Someone once asked ‘can women have it all’ and honestly what does that even mean? Because surely everyone’s ‘all’ is different. Can I raise our son and be immersed in motherhood and run my small business both simultaneously, powerfully and successfully… absolutely not. But that doesn’t mean it can’t be done for someone else. For me I am surrendering to my calling, my true calling of being a mother. This decision has left me feeling sad with a sense of failure but also a sense of relief that this pressure on top of me to make both work is finally gone. I have continued to remind myself over the past few weeks that all the love and devotion I have poured into Kind Kompany, the stories I have shared, the people I have met, the community you all have built is something that will never fade. 
 
Thank you to every single person who didn’t just ‘buy a top’ but truly understood my mission for it was always far deeper than an item of clothing.
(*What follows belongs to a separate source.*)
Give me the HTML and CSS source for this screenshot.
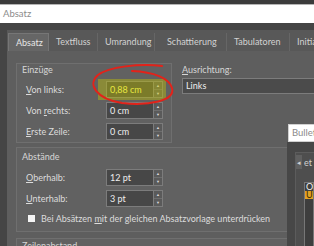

That depth will forever live on because you don’t need a top or sweater to understand it, it’s a depth that is only understood from within. 
 
I will be running a huge sale until all of the remaining stock is cleared. Any support during this time would be immensely appreciated. From the bottom of my heart, THANK YOU! Kind Kompany definitely would never have been what is was without you.
 
Happy New Year to each and everyone of you. I hope my email helps you to see that no matter what happens in life or whatever path you decide to take; you are a remarkable human being who should be celebrated every single day.